O resultado disso é que ao final do filme não olhei ninguém que estava no cinema. Não observei nenhuma expressão que devia ser de pânico, nojo, medo, ou, melhor ainda, tudo junto. E também não olhei para as letrinhas que ninguém lê. Olhei, sabe-se lá a consequência disso, para dentro.
É natural pensarmos que a classe que representamos, a tribo da qual fazemos parte, seja a melhor. Ou, no mínimo, a menos pior. E defendemos isso, mesmo que inconscientemente, em todos os momentos de nossa vida. A conclusão de tudo (eis a consequência) é a descoberta de que somos ruins. Maus. Pobres em caráter.
Vá ao cinema. E, mesmo se incomodado, fique até o final. Não somente pela última cena que é memorável, uma das melhores que vi nos últimos anos, mas também por todos nós. 
Enfim, preferiria falar sobre cinema.


7 comentários:

Silvares disse...

Fico pleno de curiosidade.

Morcego Vermelho disse...

Gosto muitíssimo de assistir filmes, mas meu conhecimento técnico é, no máximo, identificar uma boa fotografia e uma história bem contada.
E tem muitos filmes brasileiros que fico com a impressão de estar vendo uma tele-novela, ou seja, ao fim do filme parece nada restar.

Anônimo disse...

to com ele aqui faz 3 semanas, e ainda não tive coragem de assistir.
acho que vai ser pesado pro meu momento psicológico haha.

fiz outro blog, beto!
=)

Laura Peixoto disse...

Mas onde tu viu esse filme???
Fiquei morrendo de vontade de assistir. Mas aqui na colônia não passa.... Só passa aqueles vampiros.
abração! Estamos vivos...

Beto Canales disse...

Obs.
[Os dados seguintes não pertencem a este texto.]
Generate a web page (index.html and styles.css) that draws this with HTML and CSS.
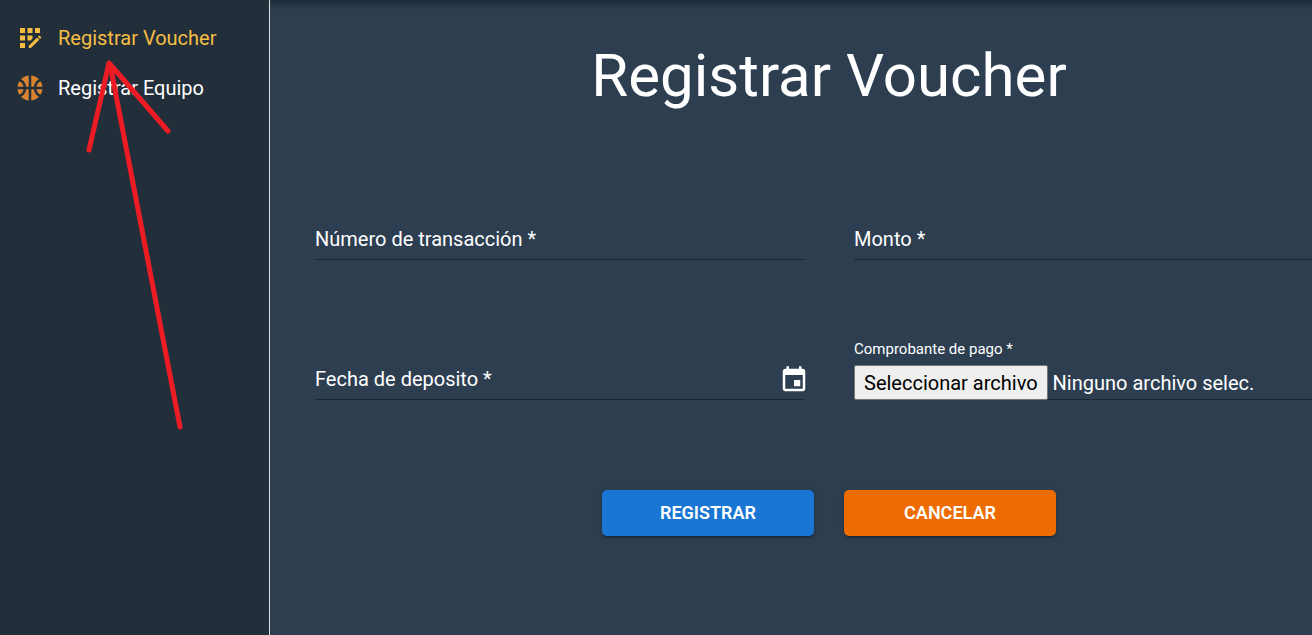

O filme, infelizmente, não foi indicado ao Oscar.

Ricardo Valente disse...

Cara, to loko pra ver Biutiful e a entrega da estatueta para O Discurso do Rei (10!).

Andreza Caetano disse...

Da próxima vez, ficarei até o final... estou curiosa para saber o que se pode ver (talvez perceber pode ser uma palavra melhor?).
Realmente gosto da sua maneira de escrever!